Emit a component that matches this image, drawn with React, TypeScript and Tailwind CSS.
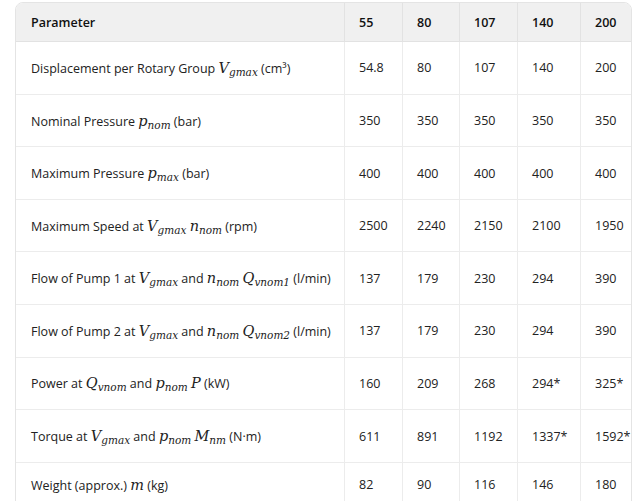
import React from "react";

const M = ({ b, s }: { b: string; s?: string }) => (
  <span className="whitespace-nowrap" style={{ fontFamily: '"DejaVu Serif", "Liberation Serif", serif' }}>
    <span className="italic text-[14.5px]">{b}</span>
    {s && <span className="italic text-[10.5px] relative top-[3px]">{s}</span>}
  </span>
);

type Row = { label: React.ReactNode; vals: string[]; h: string };

const rows: Row[] = [
  { label: <>Displacement per Rotary Group <M b="V" s="gmax" /> (cm³)</>, vals: ["54.8", "80", "107", "140", "200"], h: "h-[52.6px]" },
  { label: <>Nominal Pressure <M b="p" s="nom" /> (bar)</>, vals: ["350", "350", "350", "350", "350"], h: "h-[52.6px]" },
  { label: <>Maximum Pressure <M b="p" s="max" /> (bar)</>, vals: ["400", "400", "400", "400", "400"], h: "h-[52.6px]" },
  { label: <>Maximum Speed at <M b="V" s="gmax" /> <M b="n" s="nom" /> (rpm)</>, vals: ["2500", "2240", "2150", "2100", "1950"], h: "h-[52.6px]" },
  { label: <>Flow of Pump 1 at <M b="V" s="gmax" /> and <M b="n" s="nom" /> <M b="Q" s="vnom1" /> (l/min)</>, vals: ["137", "179", "230", "294", "390"], h: "h-[52.6px]" },
  { label: <>Flow of Pump 2 at <M b="V" s="gmax" /> and <M b="n" s="nom" /> <M b="Q" s="vnom2" /> (l/min)</>, vals: ["137", "179", "230", "294", "390"], h: "h-[52.6px]" },
  { label: <>Power at <M b="Q" s="vnom" /> and <M b="p" s="nom" /> <M b="P" /> (kW)</>, vals: ["160", "209", "268", "294*", "325*"], h: "h-[52.6px]" },
  { label: <>Torque at <M b="V" s="gmax" /> and <M b="p" s="nom" /> <M b="M" s="nm" /> (N·m)</>, vals: ["611", "891", "1192", "1337*", "1592*"], h: "h-[52.6px]" },
  { label: <>Weight (approx.) <M b="m" /> (kg)</>, vals: ["82", "90", "116", "146", "180"], h: "h-[45px]" },
];

const cols = "grid grid-cols-[328px_58px_57px_58px_63px_53px]";

export default function App() {
  return (
    <div className="bg-white w-[644px] h-[501px] overflow-hidden pt-[2px] pl-[15px]" style={{ fontFamily: '"Open Sans", "Noto Sans", sans-serif' }}>
      <div className="w-[617px] rounded-t-[8px] border border-[#e4e4e4] overflow-hidden text-[12.5px] text-[#222]">
        <div className={`${cols} h-[39px] bg-[#f0f0f0] font-semibold text-[#111] border-b border-[#e2e2e2]`}>
          <div className="flex items-center pl-[15px] pt-[3px]">Parameter</div>
          {["55", "80", "107", "140", "200"].map((h) => (
            <div key={h} className="flex items-center pl-[14px] pt-[3px] border-l border-[#e2e2e2]">{h}</div>
          ))}
        </div>
        {rows.map((r, i) => (
          <div key={i} className={`${cols} ${r.h} border-b border-[#ececec]`}>
            <div className="flex items-center pl-[15px] pt-[2px] whitespace-nowrap">
              <span>{r.label}</span>
            </div>
            {r.vals.map((v, j) => (
              <div key={j} className="flex items-center pl-[14px] pt-[2px] border-l border-[#ececec] whitespace-nowrap">{v}</div>
            ))}
          </div>
        ))}
      </div>
    </div>
  );
}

____________

▶ **Aim of the exercise**:
Copy all lines from the data that hold the word "React".

▶ **Result of this task**:
Emit a component that matches this image, drawn with React, TypeScript and Tailwind CSS.
import React from "react";
type Row = { label: React.ReactNode; vals: string[]; h: string };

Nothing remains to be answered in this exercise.